Movie Review: Justin Bieber: Never Say Never
Not one for non-bieberlever's
Justin Bieber is a sensation. This, his debut big screen appearance, is reported to have grossed $30.3 on its opening weekend, almost drawing levelling with Miley Cyrus’s 2008 3D concert film Best Of Both Worlds, the current record holder for a debuting music documentary. In its wake quivers Michael Jackson’s This Is It and the Jonas Brother’s The 3D Concert Experience. His is the story of an embryonic idea, found on Youtube just three years ago by US talent manager Scooter Braun, polished by the aforementioned Usher, and released upon a world as a fully realised, bow wrapped gift of puritanical pop perfection – a world that by and large, has received the Canadian as the second coming… of little Donny Osmond at least.
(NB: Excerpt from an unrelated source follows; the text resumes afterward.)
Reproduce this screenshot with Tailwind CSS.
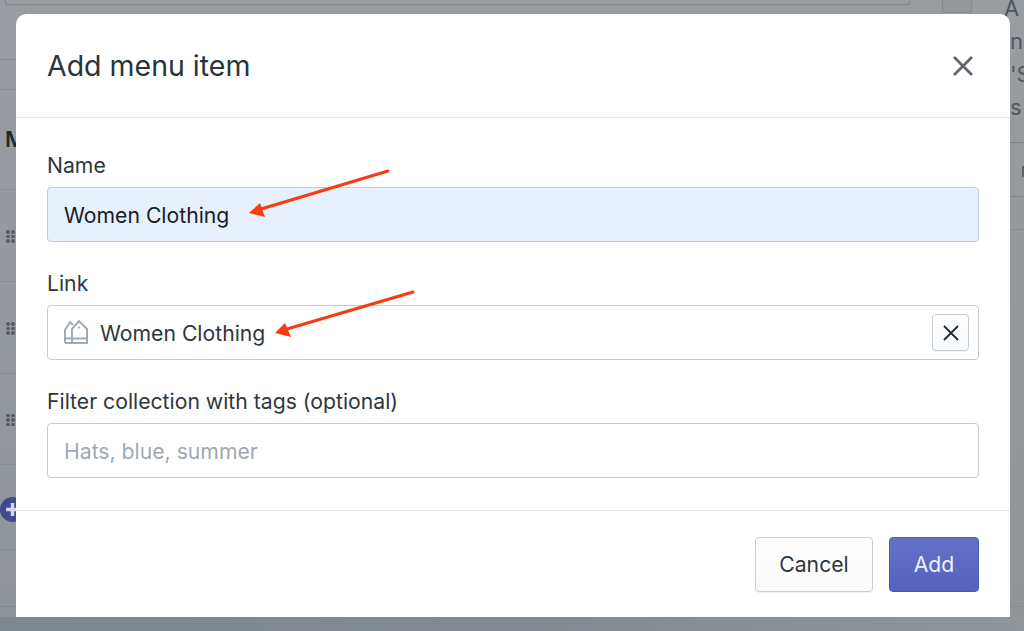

It’s surprising then that Never Say Never is so dull – more so that it reveals so little about his story. It takes the form of an concert movie concerning the days running up to Bieber’s appearance at New York’s Madison Square Garden, interspersed with home movie footage and some images of the singer praying backstage that are far more unnerving than anything you’ll find in The Wicker Man. It also does little to support the films strapline: ‘find out what’s possible when you never give up’. The revelation that his father left him as a child is dispatched with as quickly as crumbs on a shirt. I watched the movie waiting for Bieber’s Anvil moment, his Rocky-esque knockout punch to hardship and toil. Unless it was the bit where his hair kept falling in his eyes, I’m sad to say I missed it.
Whether you like his music or not is irrelevant: there is a great Justin Bieber movie longing be made. A film about what it’s like being a last gasp hurrah for stardom in a world where enigma and mystique have been forever eroded by social media and the 24-hour news cycle. This isn’t it. This isn’t a film about being a sensation, or a 16-year-old, or a person. It’s a film about saying your prayers, brushing your teeth, and learning your dance routines – it couldn’t be more palatable if it was released in a new audio/visual format more akin to mashed potato than DVD. Evidence suggests Bieber’s fans are lapping it up, and will continue to do so. But to anyone who wanted to put a human face on one that appears to be made of plastic and puppeteered like a marionette, Never Say Never offers nothing. That feels like a missed opportunity to me, even if the masses may think not.